What are beta-blockers?
Beta-blockers are a group of medicines which have been routinely used to treat high blood pressure, also known as hypertension, since the 1970s.
They are also given to relieve angina, correct irregular heartbeats, reduce the risk of dying after a heart attack and treat heart failure.
Beta-blockers go under different names, including: Acebutolol, Atenolol, Bisoprolol, Metoprolol, Oxprenolol, Pindolol, Propanaolol, Sotalol, and Timolol.
How many people take beta blockers?
About two million people in the UK are currently treated with beta-blockers for hypertension.
What do the new guidelines say?
The National Institute for Health and Clinical Excellence (NICE) and the British Hypertension Society (BHS) have issued new recommendations for treating high blood pressure.
They say that beta-blockers should not be used to treat high blood pressure, except in a few specific cases.

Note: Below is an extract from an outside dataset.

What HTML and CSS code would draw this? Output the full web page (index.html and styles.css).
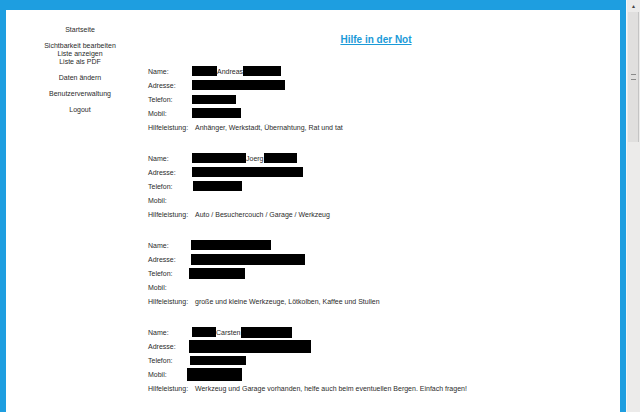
FILE: index.html
```html
<!DOCTYPE html>
<html lang="de">
<head>
    <meta charset="UTF-8">
    <title>Hilfe in der Not</title>
    <link rel="stylesheet" href="styles.css">
</head>
<body>

    <div class="frame">
        <!-- Navigation links -->
        <div class="nav">
            <a href="#">Startseite</a>
            <div class="nav-group">
                <a href="#">Sichtbarkeit bearbeiten</a>
                <a href="#">Liste anzeigen</a>
                <a href="#">Liste als PDF</a>
            </div>
            <a href="#">Daten ändern</a>
            <a href="#">Benutzerverwaltung</a>
            <a href="#">Logout</a>
        </div>

        <div class="main">
            <h1><a href="#">Hilfe in der Not</a></h1>

            <div class="entry">
                <div class="row"><span class="label">Name:</span><span class="value"><span class="redact" style="width:25px"></span>Andreas<span class="redact" style="width:38px"></span></span></div>
                <div class="row"><span class="label">Adresse:</span><span class="value"><span class="redact" style="width:93px"></span></span></div>
                <div class="row"><span class="label">Telefon:</span><span class="value"><span class="redact short" style="width:44px"></span></span></div>
                <div class="row"><span class="label">Mobil:</span><span class="value"><span class="redact" style="width:49px"></span></span></div>
                <div class="row"><span class="label">Hilfeleistung:</span><span class="value text">Anhänger, Werkstadt, Übernahtung, Rat und tat</span></div>
            </div>

            <div class="entry">
                <div class="row"><span class="label">Name:</span><span class="value"><span class="redact" style="width:54px"></span>Joerg <span class="redact" style="width:33px"></span></span></div>
                <div class="row"><span class="label">Adresse:</span><span class="value"><span class="redact" style="width:111px"></span></span></div>
                <div class="row"><span class="label">Telefon:</span><span class="value"><span class="redact" style="width:49px;margin-left:1px"></span></span></div>
                <div class="row"><span class="label">Mobil:</span><span class="value"></span></div>
                <div class="row"><span class="label">Hilfeleistung:</span><span class="value text">Auto / Besuchercouch / Garage / Werkzeug</span></div>
            </div>

            <div class="entry">
                <div class="row"><span class="label">Name:</span><span class="value"><span class="redact" style="width:80px;margin-left:-1px"></span></span></div>
                <div class="row"><span class="label">Adresse:</span><span class="value"><span class="redact tall" style="width:114px;margin-left:-1px"></span></span></div>
                <div class="row"><span class="label">Telefon:</span><span class="value"><span class="redact tall" style="width:56px;margin-left:-3px"></span></span></div>
                <div class="row"><span class="label">Mobil:</span><span class="value"></span></div>
                <div class="row"><span class="label">Hilfeleistung:</span><span class="value text">große und kleine Werkzeuge, Lötkolben, Kaffee und Stullen</span></div>
            </div>

            <div class="entry">
                <div class="row"><span class="label">Name:</span><span class="value"><span class="redact" style="width:24px"></span>Carsten<span class="redact tall" style="width:51px"></span></span></div>
                <div class="row"><span class="label">Adresse:</span><span class="value"><span class="redact taller" style="width:122px;margin-left:-3px"></span></span></div>
                <div class="row"><span class="label">Telefon:</span><span class="value"><span class="redact short" style="width:56px;margin-left:-2px"></span></span></div>
                <div class="row"><span class="label">Mobil:</span><span class="value"><span class="redact taller" style="width:55px;margin-left:-5px"></span></span></div>
                <div class="row"><span class="label">Hilfeleistung:</span><span class="value text">Werkzeug und Garage vorhanden, helfe auch beim eventuellen Bergen. Einfach fragen!</span></div>
            </div>
        </div>
    </div>

    <!-- fake window scrollbar -->
    <div class="scrollbar">
        <div class="arrow">&#9652;</div>
        <div class="thumb"><span class="grip"></span></div>
    </div>

</body>
</html>
```

FILE: styles.css
```css
/* Global Styles */
html, body {
    height: 100%;
    overflow: hidden;
}

body {
    margin: 0;
    display: flex;
    font-family: Arial, 'Liberation Sans', sans-serif;
    font-size: 7px;
    color: #2b2b2b;
    background: #ffffff;
}

.frame {
    flex: 1;
    display: flex;
    align-items: flex-start;
    border: 6px solid #1e9ee0;
    border-top-width: 10px;
    border-bottom: none;
    background: #ffffff;
}

/* Navigation */
.nav {
    width: 132px;
    padding: 16px 0 0 8px;
    display: flex;
    flex-direction: column;
    gap: 8px;
    text-align: center;
    line-height: 8px;
}

.nav a,
.nav-group a {
    color: #2b2b2b;
    text-decoration: none;
    display: block;
}

/* Main content */
.main {
    flex: 1;
    padding: 24px 0 0 2px;
}

h1 {
    margin: 0 16px 18px 0;
    font-size: 10px;
    line-height: 12px;
    text-align: center;
}

h1 a {
    color: #1a9ad8;
    text-decoration: underline;
}

.entry {
    margin-bottom: 17px;
}

.row {
    display: flex;
    align-items: center;
    height: 14px;
}

.label {
    width: 44px;
    flex-shrink: 0;
}

.value {
    display: flex;
    align-items: center;
    white-space: nowrap;
}

.value.text {
    padding-left: 3px;
}

.redact {
    display: inline-block;
    height: 10px;
    background: #000000;
}

.redact.short {
    height: 9px;
}

.redact.tall {
    height: 11px;
}

.redact.taller {
    height: 13px;
}

/* Scrollbar */
.scrollbar {
    width: 13px;
    flex-shrink: 0;
    background: #ecebea;
    border-left: 1px solid #f8f8f8;
    display: flex;
    flex-direction: column;
    align-items: center;
}

.arrow {
    height: 12px;
    font-size: 6px;
    line-height: 12px;
    color: #444;
}

.thumb {
    width: 10px;
    height: 130px;
    background: #e0dfde;
    border-right: 1px solid #c4c4c4;
    display: flex;
    align-items: center;
    justify-content: center;
}

.grip {
    width: 5px;
    height: 4px;
    border-top: 1px solid #8a8a8a;
    border-bottom: 1px solid #8a8a8a;
}
```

They point out that other drugs, called ACE inhibitors, calcium-channel blockers and diuretics, have been shown to be more effective at reducing the risk of stroke when compared with beta-blockers.
There is also increasing evidence that the most frequently used beta-blockers can carry a higher risk, some studies suggest up to 30% higher, of provoking type 2 diabetes than the new drugs. Many of the new medicines also have fewer side effects than beta-blockers.
Does this mean beta-blockers are dangerous?
The Blood Pressure Association says it is worth remembering there is no immediate risk to your health if you are taking beta-blockers, it is just that there are newer, more effective medicines that should be used instead.
What should I do if I am taking beta-blockers?
It is important not to stop taking your medication suddenly without consulting a doctor or nurse, especially if you have angina or have had a previous heart attack or heart failure, as in these circumstances beta-blockers are still thought to be one of the best forms of treatment.
The Blood Pressure Association says there is no need to make a special appointment to see your doctor, but you should talk to your doctor or nurse about your medication when you next have a routine appointment.
What will people with high blood pressure take instead?
Patients of African or Caribbean descent at any age, or patients over 55 should be initially treated with either a calcium channel blocker or a diuretic.
Patients younger than 55, should be given an ACE inhibitor as their first choice of initial therapy.
If these treatments do not lower blood pressure enough (the desired level is 140/90mmHg or less) then other combinations of the drugs should be used.
Who should still take beta-blockers?
Younger women who could get pregnant, those who cannot take ACE inhibitors, and those who have had a previous heart attack, chest pains, or heart failure.